___ Record set ___
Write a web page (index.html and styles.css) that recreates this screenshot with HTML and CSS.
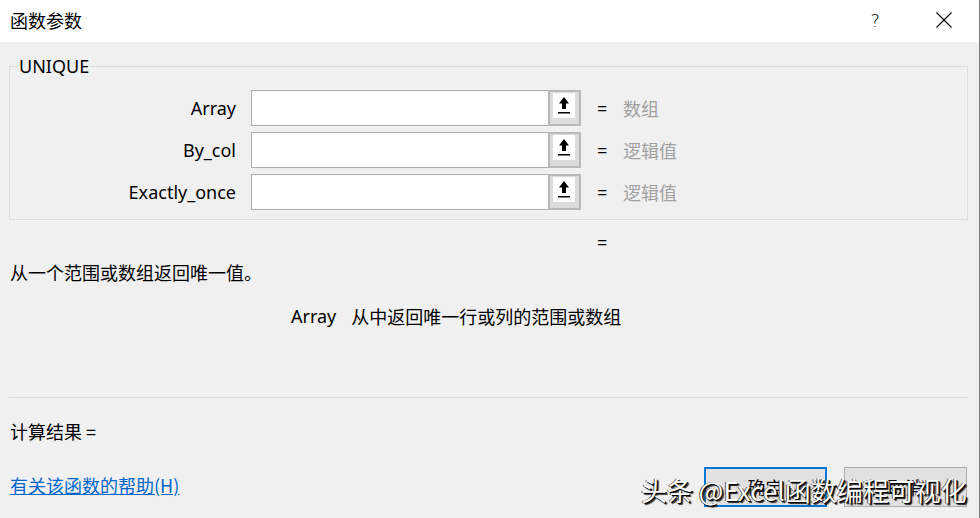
FILE: index.html
```html
<!DOCTYPE html>
<html lang="zh-CN">
<head>
<meta charset="utf-8">
<title>函数参数</title>
<link rel="stylesheet" href="styles.css">
</head>
<body>
<div class="dialog">
  <div class="titlebar">
    <div class="title">函数参数</div>
    <div class="title-tools">
      <span class="help">?</span>
      <svg class="close" width="16" height="16" viewBox="0 0 16 16"><path d="M0.5 0.5 L15.5 15.5 M15.5 0.5 L0.5 15.5" stroke="#000" stroke-width="1.1" fill="none"/></svg>
    </div>
  </div>
  <div class="body">
    <fieldset class="group">
      <legend>UNIQUE</legend>
      <div class="arg-row">
        <label class="arg-label">Array</label>
        <div class="arg-input"></div>
        <div class="ref-btn"><div class="ref-inner"><svg width="14" height="19" viewBox="0 0 14 19"><path d="M7 1 L12 7.5 L9 7.5 L9 13 L5 13 L5 7.5 L2 7.5 Z" fill="#000"/><rect x="1" y="16" width="12" height="1.5" fill="#000"/></svg></div></div>
        <span class="eq">=</span>
        <span class="arg-value">数组</span>
      </div>
      <div class="arg-row">
        <label class="arg-label">By_col</label>
        <div class="arg-input"></div>
        <div class="ref-btn"><div class="ref-inner"><svg width="14" height="19" viewBox="0 0 14 19"><path d="M7 1 L12 7.5 L9 7.5 L9 13 L5 13 L5 7.5 L2 7.5 Z" fill="#000"/><rect x="1" y="16" width="12" height="1.5" fill="#000"/></svg></div></div>
        <span class="eq">=</span>
        <span class="arg-value">逻辑值</span>
      </div>
      <div class="arg-row">
        <label class="arg-label">Exactly_once</label>
        <div class="arg-input"></div>
        <div class="ref-btn"><div class="ref-inner"><svg width="14" height="19" viewBox="0 0 14 19"><path d="M7 1 L12 7.5 L9 7.5 L9 13 L5 13 L5 7.5 L2 7.5 Z" fill="#000"/><rect x="1" y="16" width="12" height="1.5" fill="#000"/></svg></div></div>
        <span class="eq">=</span>
        <span class="arg-value">逻辑值</span>
      </div>
    </fieldset>
    <div class="result-eq">=</div>
    <div class="desc">从一个范围或数组返回唯一值。</div>
    <div class="arg-help"><span class="arg-help-name">Array</span><span>从中返回唯一行或列的范围或数组</span></div>
    <div class="separator"></div>
    <div class="calc">计算结果 =</div>
    <div class="footer">
      <a class="help-link" href="#">有关该函数的帮助(H)</a>
      <div class="buttons">
        <button class="btn btn-primary">确定</button>
        <button class="btn">取消</button>
      </div>
    </div>
  </div>
  <div class="watermark">头条 @Excel函数编程可视化</div>
</div>
</body>
</html>
```

FILE: styles.css
```css
* { box-sizing: border-box; }
html, body {
  margin: 0;
  padding: 0;
  width: 980px;
  height: 518px;
  overflow: hidden;
  background: #f0f0f0;
}
body {
  font-family: "Noto Sans", "Noto Sans CJK SC", sans-serif;
  font-size: 18px;
  color: #000;
}
.dialog {
  position: relative;
  width: 980px;
  height: 518px;
  background: #f0f0f0;
  border-right: 1px solid #7a7a7a;
}
.titlebar {
  height: 42px;
  background: #fff;
  display: flex;
  align-items: center;
  justify-content: space-between;
  padding: 0 0 2px 10px;
}
.title {
  font-family: "Noto Sans CJK SC", sans-serif;
  font-size: 18px;
  color: #000;
}
.title-tools {
  display: flex;
  align-items: center;
}
.help {
  font-family: "DejaVu Sans", sans-serif;
  font-weight: 200;
  font-size: 18px;
  margin-right: 56px;
}
.close {
  margin-right: 27px;
}
.body {
  padding: 14px 11px 0 9px;
}
.group {
  margin: 0;
  padding: 14px 0 9px 0;
  border: 1px solid #dcdcdc;
  display: flex;
  flex-direction: column;
  gap: 6px;
}
.group legend {
  font-size: 18px;
  padding: 0 1px;
  margin-left: 8px;
  line-height: 20px;
}
.arg-row {
  display: flex;
  align-items: center;
  height: 36px;
}
.arg-label {
  width: 226px;
  text-align: right;
  margin-right: 15px;
}
.arg-input {
  width: 298px;
  height: 36px;
  background: #fff;
  border: 1px solid #adadad;
}
.ref-btn {
  width: 33px;
  height: 36px;
  margin-left: -1px;
  border: 2px solid #b9b9b9;
  background: #dcdcdc;
  padding: 1px 3px 0 3px;
}
.ref-inner {
  width: 22px;
  height: 25px;
  background: #fff;
  display: flex;
  align-items: center;
  justify-content: center;
}
.eq {
  margin-left: 16px;
  width: 26px;
}
.arg-value {
  color: #a0a0a0;
  font-family: "Noto Sans CJK SC", sans-serif;
}
.result-eq {
  margin-top: 10px;
  padding-left: 588px;
  height: 24px;
  line-height: 24px;
}
.desc {
  margin-top: 6px;
  padding-left: 1px;
  font-family: "Noto Sans CJK SC", sans-serif;
  line-height: 24px;
}
.arg-help {
  margin-top: 20px;
  padding-left: 282px;
  line-height: 24px;
  display: flex;
}
.arg-help-name {
  margin-right: 15px;
}
.arg-help span:last-child {
  font-family: "Noto Sans CJK SC", sans-serif;
}
.separator {
  margin-top: 69px;
  height: 1px;
  background: #dadada;
}
.calc {
  margin-top: 21px;
  padding-left: 1px;
  line-height: 24px;
  font-family: "Noto Sans CJK SC", sans-serif;
}
.footer {
  margin-top: 24px;
  display: flex;
  justify-content: space-between;
  align-items: flex-start;
  padding-left: 1px;
  padding-right: 1px;
}
.help-link {
  margin-top: 6px;
  color: #0066cc;
  text-decoration: underline;
  font-family: "Noto Sans CJK SC", sans-serif;
  line-height: 24px;
}
.buttons {
  display: flex;
  gap: 17px;
}
.btn {
  width: 123px;
  height: 40px;
  background: #e1e1e1;
  border: 1px solid #adadad;
  font-family: "Noto Sans CJK SC", sans-serif;
  font-size: 18px;
  color: #000;
  padding: 0;
}
.btn-primary {
  border: 2px solid #0078d7;
}
.watermark {
  position: absolute;
  left: 641px;
  top: 473px;
  font-family: "Noto Sans CJK SC", sans-serif;
  font-size: 26px;
  line-height: 34px;
  color: #fff;
  white-space: nowrap;
  text-shadow: 1px 1px 0 #000, 2px 2px 1px #222, -1px 0 0 #555;
}
```
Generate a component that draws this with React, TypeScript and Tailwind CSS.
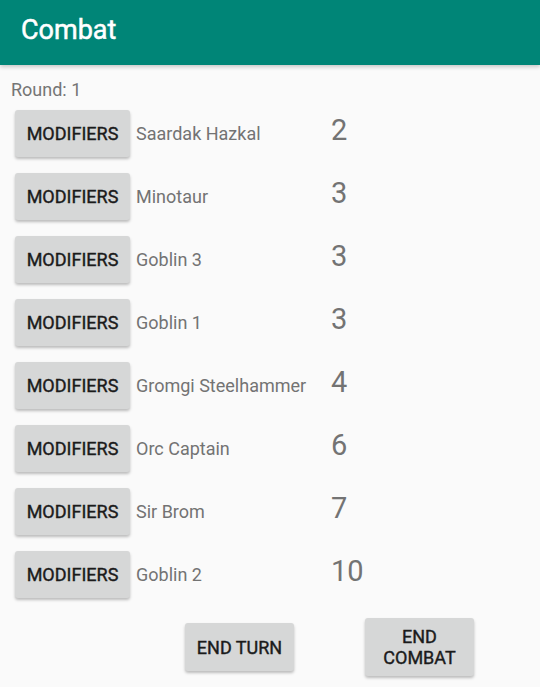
import React from 'react';

const combatants = [
  { name: 'Saardak Hazkal', init: 2 },
  { name: 'Minotaur', init: 3 },
  { name: 'Goblin 3', init: 3 },
  { name: 'Goblin 1', init: 3 },
  { name: 'Gromgi Steelhammer', init: 4 },
  { name: 'Orc Captain', init: 6 },
  { name: 'Sir Brom', init: 7 },
  { name: 'Goblin 2', init: 10 },
];

const btn =
  'bg-[#d6d7d7] rounded-[3px] shadow-[0_2px_3px_rgba(0,0,0,0.25)] text-[#1b1b1b] text-[18px] font-normal leading-[21px] [-webkit-text-stroke:0.4px_#1b1b1b]';

const App = () => {
  return (
    <div className="w-[540px] h-[687px] bg-[#fafafa] font-['Roboto',sans-serif] overflow-hidden">
      <header className="h-[65px] bg-[#008577] flex items-center px-[21px] shadow-[0_2px_4px_rgba(0,0,0,0.2)]">
        <h1 className="text-white text-[27px] font-normal -mt-[4px] [-webkit-text-stroke:0.5px_#ffffff]">Combat</h1>
      </header>

      <div className="pl-[11px] pt-[14px] text-[#757575] text-[18px] leading-[22px]">Round: 1</div>

      <div className="pl-[15px] pt-[9px]">
        {combatants.map((c) => (
          <div key={c.name} className="h-[63px] flex items-start">
            <button className={`${btn} w-[115px] h-[47px]`}>MODIFIERS</button>
            <span className="ml-[6px] w-[195px] h-[47px] flex items-center text-[#737373] text-[18px]">
              {c.name}
            </span>
            <span className="text-[#737373] text-[29px] leading-[38px] mt-[1px]">{c.init}</span>
          </div>
        ))}
      </div>

      <div className="flex items-center mt-[4px]">
        <button className={`${btn} ml-[185px] w-[109px] h-[48px]`}>END TURN</button>
        <button className={`${btn} ml-[71px] w-[109px] h-[58px]`}>
          END
          <br />
          COMBAT
        </button>
      </div>
    </div>
  );
};

export default App;
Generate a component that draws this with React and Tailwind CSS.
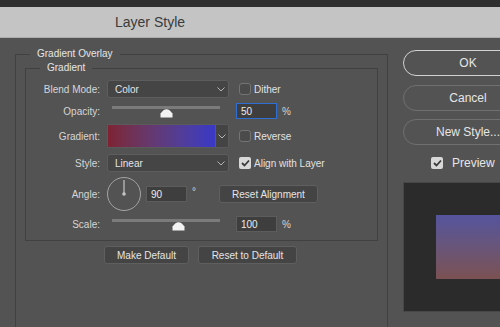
import React from "react";

function Chevron() {
  return (
    <svg width="8" height="5" viewBox="0 0 8 5" className="shrink-0">
      <path d="M0.5 0.5 L4 4 L7.5 0.5" fill="none" stroke="#b4b4b4" strokeWidth="1" />
    </svg>
  );
}

function Checkbox({ checked }) {
  if (checked) {
    return (
      <div className="w-[12px] h-[12px] rounded-[2px] bg-[#d8d8d8] flex items-center justify-center shrink-0">
        <svg width="9" height="8" viewBox="0 0 9 8">
          <path d="M1 4 L3.5 6.5 L8 1.5" fill="none" stroke="#3a3a3a" strokeWidth="1.8" />
        </svg>
      </div>
    );
  }
  return <div className="w-[12px] h-[12px] rounded-[3px] border border-[#747474] bg-[#4b4b4b] shrink-0" />;
}

function Select({ value }) {
  return (
    <div className="w-[122px] h-[18px] shrink-0 rounded-[3px] bg-[#454545] border border-[#5d5d5d] pl-[7px] pr-[3px] flex items-center justify-between text-[#e4e4e4]">
      <span>{value}</span>
      <Chevron />
    </div>
  );
}

function Slider({ thumb }) {
  return (
    <div className="w-[122px] h-[16px] shrink-0 relative">
      <div className="absolute left-[5px] top-[3px] w-[108px] h-[3px] bg-[#7b7b7b]" />
      <svg
        width="13"
        height="11"
        viewBox="0 0 13 11"
        className="absolute top-[4px]"
        style={{ left: thumb }}
      >
        <path d="M0.5 10.5 L0.5 6.5 Q6.5 -2 12.5 6.5 L12.5 10.5 Z" fill="#f2f2f2" />
      </svg>
    </div>
  );
}

function NumInput({ value, focused }) {
  return (
    <div
      className={`ml-[7px] w-[41px] h-[16px] shrink-0 pl-[4px] flex items-center bg-[#3e3e3e] text-[#ececec] border ${
        focused ? "border-[#2f6fd4]" : "border-[#5c5c5c]"
      }`}
    >
      {value}
    </div>
  );
}

function Label({ children }) {
  return <div className="w-[74px] mr-[7px] shrink-0 text-right">{children}</div>;
}

function App() {
  return (
    <div className="w-[500px] h-[327px] overflow-hidden bg-[#535353] font-['Liberation_Sans',Arial,sans-serif] text-[10px] text-[#d6d6d6] flex flex-col">
      <div className="h-[7px] shrink-0 bg-[#2f2f2f]" />
      <div className="h-[31px] shrink-0 bg-[#c4c4c4] border-b border-[#adadad] flex items-center pl-[115px] text-[14px] text-[#3b3b3b]">
        Layer Style
      </div>

      <div className="flex flex-1 min-h-0">
        <div className="pl-[15px] pt-[9px] shrink-0">
          <fieldset className="w-[373px] h-[300px] border border-[#414141]">
            <legend className="ml-[14px] px-[7px] leading-[14px] text-[#e6e6e6]">Gradient Overlay</legend>

            <fieldset className="ml-[9px] w-[353px] border border-[#414141] pt-[5px] pb-[8px]">
              <legend className="ml-[14px] px-[7px] leading-[14px] text-[#e6e6e6]">Gradient</legend>

              <div className="flex items-center h-[18px]">
                <Label>Blend Mode:</Label>
                <Select value="Color" />
                <div className="ml-[10px]">
                  <Checkbox />
                </div>
                <span className="ml-[3px] text-[#e2e2e2]">Dither</span>
              </div>

              <div className="flex items-center h-[16px] mt-[5px]">
                <Label>Opacity:</Label>
                <Slider thumb={53} />
                <NumInput value="50" focused />
                <span className="ml-[5px]">%</span>
              </div>

              <div className="flex items-center h-[24px] mt-[5px]">
                <Label>Gradient:</Label>
                <div className="w-[122px] h-[24px] shrink-0 flex border border-[#5a5a5a] rounded-[2px] overflow-hidden">
                  <div className="flex-1 bg-gradient-to-r from-[#7d2232] to-[#3938c6]" />
                  <div className="w-[13px] bg-[#444444] border-l border-[#5a5a5a] flex items-center justify-center">
                    <Chevron />
                  </div>
                </div>
                <div className="ml-[10px]">
                  <Checkbox />
                </div>
                <span className="ml-[3px] text-[#e2e2e2]">Reverse</span>
              </div>

              <div className="flex items-center h-[18px] mt-[6px]">
                <Label>Style:</Label>
                <Select value="Linear" />
                <div className="ml-[10px]">
                  <Checkbox checked />
                </div>
                <span className="ml-[3px] text-[#e2e2e2]">Align with Layer</span>
              </div>

              <div className="flex items-center h-[34px] mt-[5px]">
                <Label>Angle:</Label>
                <svg width="34" height="34" viewBox="0 0 34 34" className="shrink-0">
                  <circle cx="17" cy="17" r="16.5" fill="none" stroke="#a4a4a4" strokeWidth="1" />
                  <line x1="17" y1="3" x2="17" y2="17" stroke="#c4c4c4" strokeWidth="1.2" />
                  <circle cx="17" cy="17" r="1.8" fill="#c4c4c4" />
                </svg>
                <div className="-ml-[2px]">
                  <NumInput value="90" />
                </div>
                <span className="w-[32px] pl-[5px] -mt-[5px] shrink-0">°</span>
                <div className="w-[99px] h-[18px] shrink-0 rounded-[3px] bg-[#444444] border border-[#5f5f5f] flex items-center justify-center text-[#e4e4e4]">
                  Reset Alignment
                </div>
              </div>

              <div className="flex items-center h-[16px] mt-[5px]">
                <Label>Scale:</Label>
                <Slider thumb={65} />
                <NumInput value="100" />
                <span className="ml-[5px]">%</span>
              </div>
            </fieldset>

            <div className="flex gap-[9px] ml-[88px] mt-[5px]">
              <div className="w-[85px] h-[18px] rounded-[3px] bg-[#444444] border border-[#5f5f5f] flex items-center justify-center text-[#e4e4e4]">
                Make Default
              </div>
              <div className="w-[99px] h-[18px] rounded-[3px] bg-[#444444] border border-[#5f5f5f] flex items-center justify-center text-[#e4e4e4]">
                Reset to Default
              </div>
            </div>
          </fieldset>
        </div>

        <div className="ml-[15px] pt-[12px] w-[130px] shrink-0 flex flex-col text-[12px] text-[#e6e6e6]">
          <div className="h-[26px] rounded-full border border-[#d2d2d2] flex items-center justify-center">OK</div>
          <div className="h-[26px] mt-[9px] rounded-full border border-[#707070] flex items-center justify-center">Cancel</div>
          <div className="h-[26px] mt-[8px] rounded-full border border-[#707070] flex items-center justify-center">New Style...</div>
          <div className="flex items-center h-[12px] mt-[12px] ml-[28px]">
            <Checkbox checked />
            <span className="ml-[9px]">Preview</span>
          </div>
          <div className="h-[130px] mt-[13px] border border-[#474747] bg-[#2b2b2b] pt-[32px] pl-[32px]">
            <div className="h-[64px] w-[100px] bg-gradient-to-b from-[#55549d] to-[#7b5152]" />
          </div>
        </div>
      </div>
    </div>
  );
}

export default App;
___
» **Task**:
Above are some entries. Restate word for word the lines from the one holding "Generate a component that draws this with React, TypeScript" through the one holding "import React from 'react';", but not the pictures.

» **Task output**:
Generate a component that draws this with React, TypeScript and Tailwind CSS.
import React from 'react';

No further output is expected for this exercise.